I became Mrittika again. Soil, the Ground, the Earth. Mother Earth, in whose hollow heart a baby's broken shell now lies in a white box. I am Mrittika now. More than I ever was. A bare, barren earth, even, especially, in spring.

I became meaningful. As I became meaningless.

***

Now the trees are alive again. There is once more the green of life. The leaves are back.

The colors of life are spreading far and wide, the music of the fresh wafting in the air. Again, once again, here, everywhere, the voice of the new, the words told a million times, and yet whispered for the first time, every spring. New. New. New. Alive. Alive. A-l-i-v-e. The land, young again, swaying, laughing, like a newborn. The sun is warm, golden, newly washed. The earth is rejoicing in its birth, in the circle of life. The dance of life continues in circles around me.

It was not like this, you know. Soon after she died, the trees died too. One by one, they shed their leaves, their flowers curled up, their shadows grew longer. The soil dried up, the sun mellowed, the air grew languid and heavy. The earth seemed to reach a breaking point. As if it grieved, as if it sunk to the hole in me. Tired, rusted, broken, it sat in it with me for a while.

Then it rose up, and covered itself in a white shroud. White, the color of death, when it has devoured all colors of life. The trees stood still, like ancient souls, in submission, in resignation, as if there will be no tomorrow. The sun gleamed a cold light, the earth filled with snow. The sky lightened, the air sharpened.
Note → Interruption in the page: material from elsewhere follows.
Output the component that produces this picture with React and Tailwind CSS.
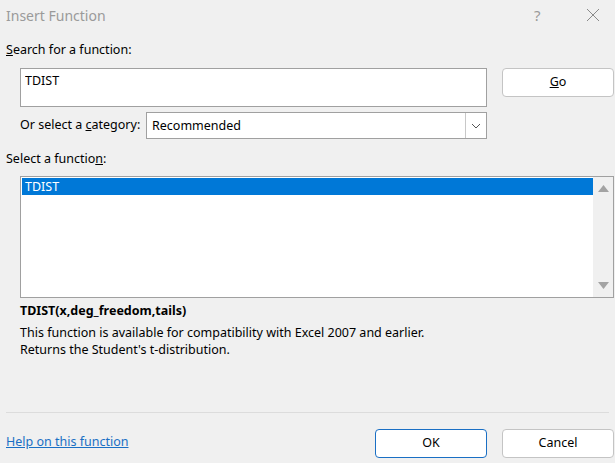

The earth was peaceful, empty, white. As if it grieved, as if it showed the emptiness in my heart to all, when I could not.

***

It is spring again. Three relentless years of spring. It never stops. It a-l-w-a-y-s comes back, like a stubborn plague poisoning my blood, unsure if it accidentally spared some drops the last time. The same spring, proclaiming, pretending, to be freshly squeezed and new every year.

Life is back on earth. My baby is not back. She was born in spring, three years ago. She is still dead in this one. She came to me with the return of life, her newness filling my soul, her birth giving me, her mother, her earth, my last, only, meaning. As life is returned to this earth, she is not returned to me. I become Demeter, calling after my Persephone. I become the wasteland, breeding lilacs from the dead ground, trying to mix my few memories with a lifetime of desire.

Nothing brings her back. The mythical daughter returns to her goddess mother, if only for a few months. The human one doesn’t. New poets write new lines celebrating, bemoaning, cursing, championing, spring. I feel the same sting on my face, like a million tiny daggers digging a million holes into the earth’s broken surface, from which nothing springs.

Life continues. Despite death. Death continues. Despite life.

What makes you sad and/or angry in spring? What do you not like to do? Do you identify with it in any way? Or not?